→ **The data**:
⁂

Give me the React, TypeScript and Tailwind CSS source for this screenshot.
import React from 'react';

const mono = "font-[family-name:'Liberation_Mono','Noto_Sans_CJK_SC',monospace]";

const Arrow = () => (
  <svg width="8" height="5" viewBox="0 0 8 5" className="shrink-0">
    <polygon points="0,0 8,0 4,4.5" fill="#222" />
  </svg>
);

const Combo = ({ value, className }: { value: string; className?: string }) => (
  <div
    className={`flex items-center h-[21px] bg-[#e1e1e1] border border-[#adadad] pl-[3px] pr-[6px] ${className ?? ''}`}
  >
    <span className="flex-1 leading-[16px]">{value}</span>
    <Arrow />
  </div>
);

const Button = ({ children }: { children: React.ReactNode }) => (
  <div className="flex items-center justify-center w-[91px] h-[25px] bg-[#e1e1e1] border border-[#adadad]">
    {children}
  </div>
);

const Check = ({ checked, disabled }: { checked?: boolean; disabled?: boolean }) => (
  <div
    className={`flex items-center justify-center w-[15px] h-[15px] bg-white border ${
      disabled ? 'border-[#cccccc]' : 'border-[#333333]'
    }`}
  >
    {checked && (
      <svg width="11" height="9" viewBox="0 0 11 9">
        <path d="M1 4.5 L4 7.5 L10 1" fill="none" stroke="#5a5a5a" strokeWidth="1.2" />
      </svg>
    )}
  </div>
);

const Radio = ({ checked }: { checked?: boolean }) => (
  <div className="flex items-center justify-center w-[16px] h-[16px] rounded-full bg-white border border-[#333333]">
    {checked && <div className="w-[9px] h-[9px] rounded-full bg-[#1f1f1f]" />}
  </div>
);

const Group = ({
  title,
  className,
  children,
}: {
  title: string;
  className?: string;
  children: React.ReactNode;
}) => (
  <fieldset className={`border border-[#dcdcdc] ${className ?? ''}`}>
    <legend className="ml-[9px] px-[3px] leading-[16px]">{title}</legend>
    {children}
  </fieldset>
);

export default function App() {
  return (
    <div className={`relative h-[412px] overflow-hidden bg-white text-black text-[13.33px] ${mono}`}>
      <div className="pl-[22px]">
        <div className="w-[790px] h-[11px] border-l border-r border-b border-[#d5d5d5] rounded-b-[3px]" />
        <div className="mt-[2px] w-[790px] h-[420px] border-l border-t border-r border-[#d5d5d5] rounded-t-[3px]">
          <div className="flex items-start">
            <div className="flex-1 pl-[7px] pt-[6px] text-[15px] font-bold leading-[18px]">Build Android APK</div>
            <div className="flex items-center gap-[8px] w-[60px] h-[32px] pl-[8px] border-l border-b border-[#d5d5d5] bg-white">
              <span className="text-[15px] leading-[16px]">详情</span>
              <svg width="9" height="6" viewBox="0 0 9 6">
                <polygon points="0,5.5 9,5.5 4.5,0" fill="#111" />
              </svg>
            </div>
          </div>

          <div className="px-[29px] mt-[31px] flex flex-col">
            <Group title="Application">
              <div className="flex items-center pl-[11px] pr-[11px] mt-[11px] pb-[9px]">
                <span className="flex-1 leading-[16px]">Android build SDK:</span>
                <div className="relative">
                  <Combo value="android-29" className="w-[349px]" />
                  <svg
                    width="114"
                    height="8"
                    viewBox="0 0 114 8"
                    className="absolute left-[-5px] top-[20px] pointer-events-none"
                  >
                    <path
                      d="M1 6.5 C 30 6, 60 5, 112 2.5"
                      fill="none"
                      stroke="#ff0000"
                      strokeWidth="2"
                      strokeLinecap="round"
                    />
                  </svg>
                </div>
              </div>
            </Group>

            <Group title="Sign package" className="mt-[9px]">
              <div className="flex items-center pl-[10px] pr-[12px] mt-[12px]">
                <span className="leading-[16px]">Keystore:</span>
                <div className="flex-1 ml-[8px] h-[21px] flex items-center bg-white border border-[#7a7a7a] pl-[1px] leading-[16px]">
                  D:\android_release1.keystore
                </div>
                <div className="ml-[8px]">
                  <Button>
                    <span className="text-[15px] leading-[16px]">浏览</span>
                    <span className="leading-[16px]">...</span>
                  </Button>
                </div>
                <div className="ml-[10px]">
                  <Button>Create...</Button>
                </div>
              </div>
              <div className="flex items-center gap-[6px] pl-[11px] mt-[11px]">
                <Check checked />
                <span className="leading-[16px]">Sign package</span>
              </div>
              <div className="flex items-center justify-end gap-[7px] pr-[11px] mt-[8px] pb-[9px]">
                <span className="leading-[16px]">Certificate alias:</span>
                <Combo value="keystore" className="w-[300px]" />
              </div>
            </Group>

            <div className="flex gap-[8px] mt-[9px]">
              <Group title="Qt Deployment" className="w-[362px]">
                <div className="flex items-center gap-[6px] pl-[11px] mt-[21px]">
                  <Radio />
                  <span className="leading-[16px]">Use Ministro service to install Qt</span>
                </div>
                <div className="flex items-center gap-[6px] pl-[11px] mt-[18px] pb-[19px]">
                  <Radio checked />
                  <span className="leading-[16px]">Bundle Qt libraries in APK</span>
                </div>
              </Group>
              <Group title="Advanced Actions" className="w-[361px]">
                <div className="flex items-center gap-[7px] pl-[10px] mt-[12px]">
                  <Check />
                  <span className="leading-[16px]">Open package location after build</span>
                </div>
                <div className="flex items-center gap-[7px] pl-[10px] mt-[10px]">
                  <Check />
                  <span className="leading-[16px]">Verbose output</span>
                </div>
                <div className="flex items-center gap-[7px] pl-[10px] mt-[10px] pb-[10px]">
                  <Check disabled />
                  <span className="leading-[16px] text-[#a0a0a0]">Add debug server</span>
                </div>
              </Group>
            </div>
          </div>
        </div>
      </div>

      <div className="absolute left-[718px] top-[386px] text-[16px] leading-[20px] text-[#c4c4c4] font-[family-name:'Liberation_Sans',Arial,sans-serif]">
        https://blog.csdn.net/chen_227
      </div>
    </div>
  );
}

⁂

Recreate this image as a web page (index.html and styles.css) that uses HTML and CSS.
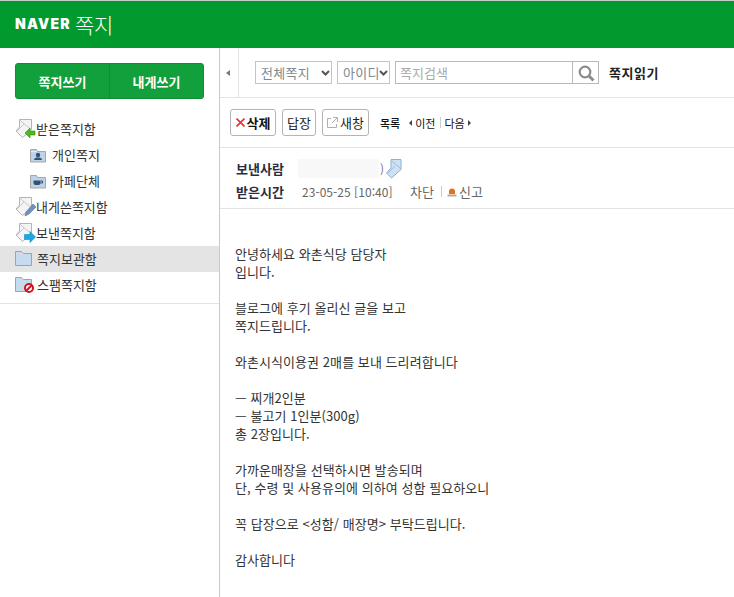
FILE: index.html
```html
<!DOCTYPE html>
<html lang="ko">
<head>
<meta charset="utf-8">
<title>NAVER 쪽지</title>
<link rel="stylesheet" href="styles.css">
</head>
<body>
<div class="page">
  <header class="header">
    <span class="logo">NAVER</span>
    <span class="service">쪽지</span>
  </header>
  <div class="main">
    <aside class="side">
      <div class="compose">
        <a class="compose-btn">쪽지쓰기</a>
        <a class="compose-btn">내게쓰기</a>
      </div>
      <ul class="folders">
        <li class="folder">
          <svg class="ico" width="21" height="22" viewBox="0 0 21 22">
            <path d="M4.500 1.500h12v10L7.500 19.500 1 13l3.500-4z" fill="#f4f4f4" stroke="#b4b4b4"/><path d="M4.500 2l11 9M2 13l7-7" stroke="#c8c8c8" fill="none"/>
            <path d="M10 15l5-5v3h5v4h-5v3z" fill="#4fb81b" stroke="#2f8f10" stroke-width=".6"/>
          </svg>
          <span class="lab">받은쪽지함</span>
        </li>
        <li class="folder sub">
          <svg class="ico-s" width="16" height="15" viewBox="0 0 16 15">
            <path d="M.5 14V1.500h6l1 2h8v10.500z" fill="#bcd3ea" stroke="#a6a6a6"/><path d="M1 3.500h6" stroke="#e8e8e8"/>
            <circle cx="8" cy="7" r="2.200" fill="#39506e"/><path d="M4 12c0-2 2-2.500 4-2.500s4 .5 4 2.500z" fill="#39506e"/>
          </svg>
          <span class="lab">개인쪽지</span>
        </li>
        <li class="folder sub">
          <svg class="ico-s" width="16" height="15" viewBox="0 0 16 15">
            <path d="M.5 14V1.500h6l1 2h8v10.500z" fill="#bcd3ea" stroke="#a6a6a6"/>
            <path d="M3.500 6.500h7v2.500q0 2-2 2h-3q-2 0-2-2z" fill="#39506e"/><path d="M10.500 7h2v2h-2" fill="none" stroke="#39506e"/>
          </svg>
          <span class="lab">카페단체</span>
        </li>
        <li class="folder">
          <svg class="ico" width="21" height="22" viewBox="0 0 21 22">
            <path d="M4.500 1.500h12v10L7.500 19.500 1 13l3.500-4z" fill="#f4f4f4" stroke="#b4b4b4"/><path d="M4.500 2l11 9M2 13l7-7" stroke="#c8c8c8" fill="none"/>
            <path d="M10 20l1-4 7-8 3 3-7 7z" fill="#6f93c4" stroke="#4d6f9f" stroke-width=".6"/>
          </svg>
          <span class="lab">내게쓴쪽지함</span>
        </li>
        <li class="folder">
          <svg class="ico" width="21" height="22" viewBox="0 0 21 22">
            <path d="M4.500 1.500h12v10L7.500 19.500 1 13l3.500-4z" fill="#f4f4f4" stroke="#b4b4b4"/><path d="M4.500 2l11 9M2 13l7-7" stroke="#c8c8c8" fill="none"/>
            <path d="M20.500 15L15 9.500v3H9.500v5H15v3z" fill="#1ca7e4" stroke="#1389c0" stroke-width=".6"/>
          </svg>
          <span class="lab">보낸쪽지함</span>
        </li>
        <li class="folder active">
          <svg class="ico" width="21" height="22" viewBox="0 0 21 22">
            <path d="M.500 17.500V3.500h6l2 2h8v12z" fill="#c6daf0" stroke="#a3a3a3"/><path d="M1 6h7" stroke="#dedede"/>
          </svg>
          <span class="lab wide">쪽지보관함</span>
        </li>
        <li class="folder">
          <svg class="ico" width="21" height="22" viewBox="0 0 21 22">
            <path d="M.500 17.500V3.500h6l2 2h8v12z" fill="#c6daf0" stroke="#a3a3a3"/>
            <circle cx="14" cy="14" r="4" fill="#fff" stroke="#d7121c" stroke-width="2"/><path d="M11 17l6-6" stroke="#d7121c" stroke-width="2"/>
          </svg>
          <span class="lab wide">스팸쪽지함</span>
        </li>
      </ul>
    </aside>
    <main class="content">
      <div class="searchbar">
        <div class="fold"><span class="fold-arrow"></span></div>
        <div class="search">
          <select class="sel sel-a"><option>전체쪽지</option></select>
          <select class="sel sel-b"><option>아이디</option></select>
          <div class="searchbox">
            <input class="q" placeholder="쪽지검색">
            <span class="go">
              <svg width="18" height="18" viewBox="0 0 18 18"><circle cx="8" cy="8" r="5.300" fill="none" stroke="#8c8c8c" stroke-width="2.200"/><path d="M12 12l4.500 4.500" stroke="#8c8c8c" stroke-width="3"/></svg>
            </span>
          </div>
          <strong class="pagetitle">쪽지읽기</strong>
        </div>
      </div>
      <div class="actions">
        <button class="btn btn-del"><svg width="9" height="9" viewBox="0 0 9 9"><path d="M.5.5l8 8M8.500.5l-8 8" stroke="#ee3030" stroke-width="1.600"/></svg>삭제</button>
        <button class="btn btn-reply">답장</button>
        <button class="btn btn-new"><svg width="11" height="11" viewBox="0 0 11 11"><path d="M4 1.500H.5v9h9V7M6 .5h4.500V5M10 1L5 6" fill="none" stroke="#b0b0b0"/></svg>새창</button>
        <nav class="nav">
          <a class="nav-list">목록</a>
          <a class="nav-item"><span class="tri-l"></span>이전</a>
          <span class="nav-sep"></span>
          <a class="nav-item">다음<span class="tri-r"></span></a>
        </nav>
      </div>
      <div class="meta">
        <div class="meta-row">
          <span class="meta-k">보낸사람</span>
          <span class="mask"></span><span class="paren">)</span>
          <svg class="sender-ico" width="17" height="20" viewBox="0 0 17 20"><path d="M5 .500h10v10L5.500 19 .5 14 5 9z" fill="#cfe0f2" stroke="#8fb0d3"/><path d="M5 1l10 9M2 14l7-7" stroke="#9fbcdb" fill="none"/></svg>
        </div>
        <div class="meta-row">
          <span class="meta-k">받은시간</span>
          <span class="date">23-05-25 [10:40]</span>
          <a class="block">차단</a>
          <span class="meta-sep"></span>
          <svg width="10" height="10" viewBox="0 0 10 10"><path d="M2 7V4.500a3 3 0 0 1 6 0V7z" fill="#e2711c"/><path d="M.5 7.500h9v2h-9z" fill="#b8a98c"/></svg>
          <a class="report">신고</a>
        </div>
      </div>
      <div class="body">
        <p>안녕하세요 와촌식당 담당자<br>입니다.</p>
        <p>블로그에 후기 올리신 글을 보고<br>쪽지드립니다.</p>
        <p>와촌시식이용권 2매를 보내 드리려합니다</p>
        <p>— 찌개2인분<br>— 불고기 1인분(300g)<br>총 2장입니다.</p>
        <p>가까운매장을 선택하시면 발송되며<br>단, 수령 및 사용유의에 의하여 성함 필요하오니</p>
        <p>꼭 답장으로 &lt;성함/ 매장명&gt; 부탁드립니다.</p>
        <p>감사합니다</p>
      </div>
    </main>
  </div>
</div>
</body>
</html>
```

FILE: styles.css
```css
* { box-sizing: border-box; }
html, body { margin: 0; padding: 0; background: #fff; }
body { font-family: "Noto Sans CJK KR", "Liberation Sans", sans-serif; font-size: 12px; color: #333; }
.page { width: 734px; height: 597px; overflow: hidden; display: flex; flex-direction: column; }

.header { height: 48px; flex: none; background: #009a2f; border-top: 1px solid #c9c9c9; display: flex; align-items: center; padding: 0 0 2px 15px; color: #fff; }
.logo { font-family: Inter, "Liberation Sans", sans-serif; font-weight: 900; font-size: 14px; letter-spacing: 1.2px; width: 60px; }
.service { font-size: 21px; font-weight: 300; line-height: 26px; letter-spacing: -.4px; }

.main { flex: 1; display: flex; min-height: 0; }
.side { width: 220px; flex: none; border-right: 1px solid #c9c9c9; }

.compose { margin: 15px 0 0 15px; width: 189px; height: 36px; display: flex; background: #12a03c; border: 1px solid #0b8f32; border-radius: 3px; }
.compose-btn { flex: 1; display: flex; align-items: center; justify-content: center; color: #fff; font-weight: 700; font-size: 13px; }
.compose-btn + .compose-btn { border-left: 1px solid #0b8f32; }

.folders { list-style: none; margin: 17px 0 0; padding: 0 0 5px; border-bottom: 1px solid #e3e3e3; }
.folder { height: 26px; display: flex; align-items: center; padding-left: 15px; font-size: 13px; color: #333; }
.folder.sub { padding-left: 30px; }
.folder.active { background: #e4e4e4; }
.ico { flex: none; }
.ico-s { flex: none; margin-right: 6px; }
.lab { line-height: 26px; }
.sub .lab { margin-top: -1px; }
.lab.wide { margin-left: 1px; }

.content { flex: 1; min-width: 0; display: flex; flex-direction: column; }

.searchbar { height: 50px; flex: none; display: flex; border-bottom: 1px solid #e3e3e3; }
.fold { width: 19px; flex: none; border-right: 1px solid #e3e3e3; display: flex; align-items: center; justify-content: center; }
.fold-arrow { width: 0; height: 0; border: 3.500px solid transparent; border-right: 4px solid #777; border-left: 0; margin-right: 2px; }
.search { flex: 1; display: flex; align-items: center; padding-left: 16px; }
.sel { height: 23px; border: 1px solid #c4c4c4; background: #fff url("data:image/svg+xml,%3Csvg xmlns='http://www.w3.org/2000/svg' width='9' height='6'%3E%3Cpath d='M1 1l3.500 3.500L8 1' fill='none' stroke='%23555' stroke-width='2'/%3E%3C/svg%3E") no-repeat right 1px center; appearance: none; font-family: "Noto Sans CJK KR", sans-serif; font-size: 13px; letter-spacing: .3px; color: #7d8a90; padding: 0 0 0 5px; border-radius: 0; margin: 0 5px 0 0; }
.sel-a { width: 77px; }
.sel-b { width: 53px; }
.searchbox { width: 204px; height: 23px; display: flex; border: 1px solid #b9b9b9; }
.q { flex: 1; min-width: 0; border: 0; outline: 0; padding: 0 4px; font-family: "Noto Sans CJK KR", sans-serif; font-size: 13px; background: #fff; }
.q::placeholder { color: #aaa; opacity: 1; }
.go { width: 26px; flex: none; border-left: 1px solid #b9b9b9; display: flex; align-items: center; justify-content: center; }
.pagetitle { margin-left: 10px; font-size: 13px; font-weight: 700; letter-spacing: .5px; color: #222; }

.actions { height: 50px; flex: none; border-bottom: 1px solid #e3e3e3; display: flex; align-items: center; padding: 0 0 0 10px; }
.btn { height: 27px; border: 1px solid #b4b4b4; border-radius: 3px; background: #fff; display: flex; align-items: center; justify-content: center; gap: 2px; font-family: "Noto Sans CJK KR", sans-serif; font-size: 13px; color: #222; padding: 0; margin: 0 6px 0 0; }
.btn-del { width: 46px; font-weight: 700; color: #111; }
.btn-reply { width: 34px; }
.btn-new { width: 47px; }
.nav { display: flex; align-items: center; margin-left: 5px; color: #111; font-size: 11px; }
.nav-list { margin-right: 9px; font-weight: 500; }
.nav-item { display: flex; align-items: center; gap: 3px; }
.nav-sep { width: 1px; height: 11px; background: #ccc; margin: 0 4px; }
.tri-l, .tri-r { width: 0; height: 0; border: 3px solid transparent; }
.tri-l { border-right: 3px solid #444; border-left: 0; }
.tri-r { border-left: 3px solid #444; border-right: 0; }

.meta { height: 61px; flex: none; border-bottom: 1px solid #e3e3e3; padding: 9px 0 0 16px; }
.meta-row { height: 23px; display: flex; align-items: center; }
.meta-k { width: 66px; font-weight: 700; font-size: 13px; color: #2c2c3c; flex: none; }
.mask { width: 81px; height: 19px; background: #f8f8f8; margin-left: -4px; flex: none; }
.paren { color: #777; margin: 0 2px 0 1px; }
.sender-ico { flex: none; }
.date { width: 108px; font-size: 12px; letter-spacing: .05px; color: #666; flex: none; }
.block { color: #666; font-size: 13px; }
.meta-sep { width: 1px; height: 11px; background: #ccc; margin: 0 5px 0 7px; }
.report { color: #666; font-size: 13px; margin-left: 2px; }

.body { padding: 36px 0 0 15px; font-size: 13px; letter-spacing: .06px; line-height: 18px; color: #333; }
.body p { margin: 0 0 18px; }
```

⁂

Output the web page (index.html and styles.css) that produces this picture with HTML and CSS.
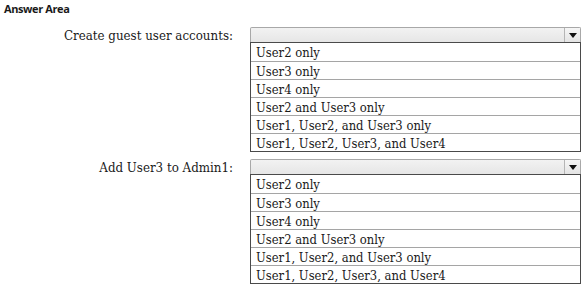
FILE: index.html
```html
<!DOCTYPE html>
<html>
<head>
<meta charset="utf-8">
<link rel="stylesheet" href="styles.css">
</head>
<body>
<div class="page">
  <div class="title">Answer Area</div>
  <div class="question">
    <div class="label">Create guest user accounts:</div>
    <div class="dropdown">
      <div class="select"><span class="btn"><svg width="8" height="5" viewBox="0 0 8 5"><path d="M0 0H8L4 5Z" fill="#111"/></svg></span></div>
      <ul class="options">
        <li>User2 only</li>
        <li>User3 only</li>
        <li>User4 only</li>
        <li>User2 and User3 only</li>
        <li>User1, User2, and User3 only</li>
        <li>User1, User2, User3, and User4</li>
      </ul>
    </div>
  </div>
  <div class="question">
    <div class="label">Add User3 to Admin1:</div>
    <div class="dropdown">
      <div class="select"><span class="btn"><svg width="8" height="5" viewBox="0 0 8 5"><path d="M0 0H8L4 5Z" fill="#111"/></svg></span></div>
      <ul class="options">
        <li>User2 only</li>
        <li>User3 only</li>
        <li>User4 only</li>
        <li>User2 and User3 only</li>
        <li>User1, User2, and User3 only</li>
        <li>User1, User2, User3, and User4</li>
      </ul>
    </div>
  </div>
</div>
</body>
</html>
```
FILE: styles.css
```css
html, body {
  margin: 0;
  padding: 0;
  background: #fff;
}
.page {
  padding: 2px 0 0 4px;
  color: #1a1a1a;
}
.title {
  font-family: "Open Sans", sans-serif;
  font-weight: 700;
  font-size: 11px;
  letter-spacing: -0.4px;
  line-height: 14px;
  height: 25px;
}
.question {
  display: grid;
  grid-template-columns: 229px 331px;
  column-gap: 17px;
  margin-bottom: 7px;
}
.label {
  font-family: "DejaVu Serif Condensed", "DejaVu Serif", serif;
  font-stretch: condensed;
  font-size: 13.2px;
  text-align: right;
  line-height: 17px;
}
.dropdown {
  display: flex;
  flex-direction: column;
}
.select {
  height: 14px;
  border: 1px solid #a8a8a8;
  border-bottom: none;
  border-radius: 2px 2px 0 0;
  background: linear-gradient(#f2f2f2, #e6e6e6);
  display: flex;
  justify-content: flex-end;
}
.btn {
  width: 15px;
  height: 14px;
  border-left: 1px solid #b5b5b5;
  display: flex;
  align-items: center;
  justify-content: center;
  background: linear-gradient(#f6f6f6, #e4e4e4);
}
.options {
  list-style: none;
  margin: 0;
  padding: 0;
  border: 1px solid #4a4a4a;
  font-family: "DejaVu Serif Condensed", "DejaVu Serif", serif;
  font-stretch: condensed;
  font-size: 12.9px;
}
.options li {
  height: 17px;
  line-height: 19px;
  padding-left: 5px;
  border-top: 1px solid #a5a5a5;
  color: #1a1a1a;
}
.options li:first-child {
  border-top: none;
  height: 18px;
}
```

⁂

→ **Exercise objective**:
Count how many lines of the listing above include "index" and report that number alone.

→ **Solution**:
4